13.  Rimi Khan (Singapore)
Dr Rimi Khan is a Senior Lecturer at the Department of Communications and New Media, National University of Singapore, where she is convenor of a new MA program in Arts and Cultural Entrepreneurship. Her current research examines ‘ethical fashion’ enterprises and wider forms of creative labour and activism in Asia. She is currently a PI on two Australian Research Council-funded projects, Vital Arts: Skilling Young People for their Futures and Indigenous Storytelling and the Living Archive of Aboriginal Knowledge. Her book Art in Community: The Provisional Citizen (2015, Palgrave Macmillan), examines how community-based arts practices are shaped by neoliberal policy agendas. She currently teaches modules on cultural policy, cultural diplomacy, Asian media and communication and the environment.

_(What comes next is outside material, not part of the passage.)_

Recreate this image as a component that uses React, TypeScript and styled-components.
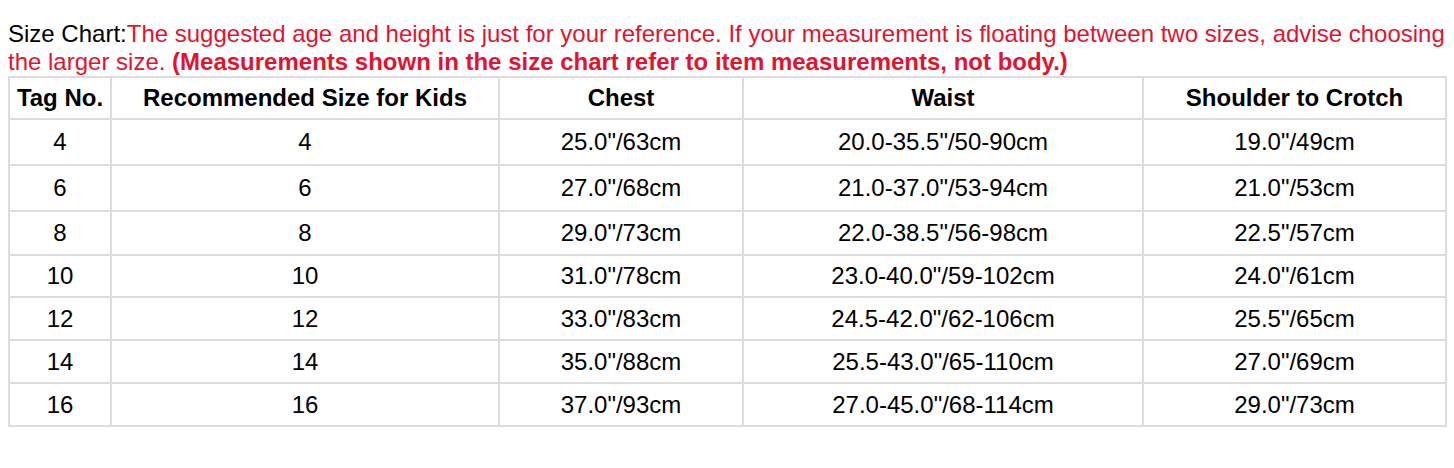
import React from "react";
import styled, { createGlobalStyle } from "styled-components";

const GlobalStyle = createGlobalStyle`
  html, body {
    margin: 0;
    padding: 0;
    background: #fff;
  }
  body {
    font-family: "Liberation Sans", Arial, sans-serif;
    color: #000;
  }
`;

const Page = styled.div`
  padding: 20px 0 0 8px;
  width: 1454px;
  box-sizing: border-box;
`;

const Note = styled.p`
  margin: 0;
  font-size: 24px;
  line-height: 28px;
  color: #000;
`;

const Red = styled.span<{ $bold?: boolean }>`
  color: #e3132f;
  font-weight: ${p => (p.$bold ? "bold" : "normal")};
`;

const Table = styled.table`
  border-collapse: collapse;
  table-layout: fixed;
  width: 1437px;
  margin-top: 0;
  font-size: 24px;
`;

const Cell = styled.td`
  border: 2px solid #dcdcdc;
  text-align: center;
  vertical-align: middle;
  padding: 0;
`;

const HeadCell = styled(Cell).attrs({ as: "th" })`
  font-weight: bold;
`;

const Row = styled.tr<{ $h: number }>`
  height: ${p => p.$h}px;
`;

const columns = [
  { title: "Tag No.", width: 102 },
  { title: "Recommended Size for Kids", width: 388 },
  { title: "Chest", width: 244 },
  { title: "Waist", width: 400 },
  { title: "Shoulder to Crotch", width: 303 },
];

const rows = [
  ["4", "4", '25.0"/63cm', '20.0-35.5"/50-90cm', '19.0"/49cm'],
  ["6", "6", '27.0"/68cm', '21.0-37.0"/53-94cm', '21.0"/53cm'],
  ["8", "8", '29.0"/73cm', '22.0-38.5"/56-98cm', '22.5"/57cm'],
  ["10", "10", '31.0"/78cm', '23.0-40.0"/59-102cm', '24.0"/61cm'],
  ["12", "12", '33.0"/83cm', '24.5-42.0"/62-106cm', '25.5"/65cm'],
  ["14", "14", '35.0"/88cm', '25.5-43.0"/65-110cm', '27.0"/69cm'],
  ["16", "16", '37.0"/93cm', '27.0-45.0"/68-114cm', '29.0"/73cm'],
];

const rowHeights = [46, 46, 44, 42, 43, 43, 43];

export default function App() {
  return (
    <>
      <GlobalStyle />
      <Page>
        <Note>
          Size Chart:
          <Red>
            The suggested age and height is just for your reference. If your measurement is floating between two sizes, advise choosing the larger size.{" "}
          </Red>
          <Red $bold>(Measurements shown in the size chart refer to item measurements, not body.)</Red>
        </Note>
        <Table>
          <colgroup>
            {columns.map(c => (
              <col key={c.title} style={{ width: c.width }} />
            ))}
          </colgroup>
          <thead>
            <Row $h={42}>
              {columns.map(c => (
                <HeadCell key={c.title}>{c.title}</HeadCell>
              ))}
            </Row>
          </thead>
          <tbody>
            {rows.map((r, i) => (
              <Row key={r[0]} $h={rowHeights[i]}>
                {r.map((v, j) => (
                  <Cell key={j}>{v}</Cell>
                ))}
              </Row>
            ))}
          </tbody>
        </Table>
      </Page>
    </>
  );
}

14.  Andy Chih-ming Wang (Taiwan)
Chih-ming Wang is associate research fellow at Academia Sinica, Taipei, Taiwan. He also holds a joint appointment with the International Institute for Cultural Studies at National Chiao-Tung University. He guest-edited a special issue on “Asian American studies in Asia” for Inter-Asia Cultural Studies (2012) and is the author of Transpacific Articulations: Student Migration and the Remaking of Asian America (2013). His research focuses on Asian American literature and cultural studies in diasporic and transpacific contexts.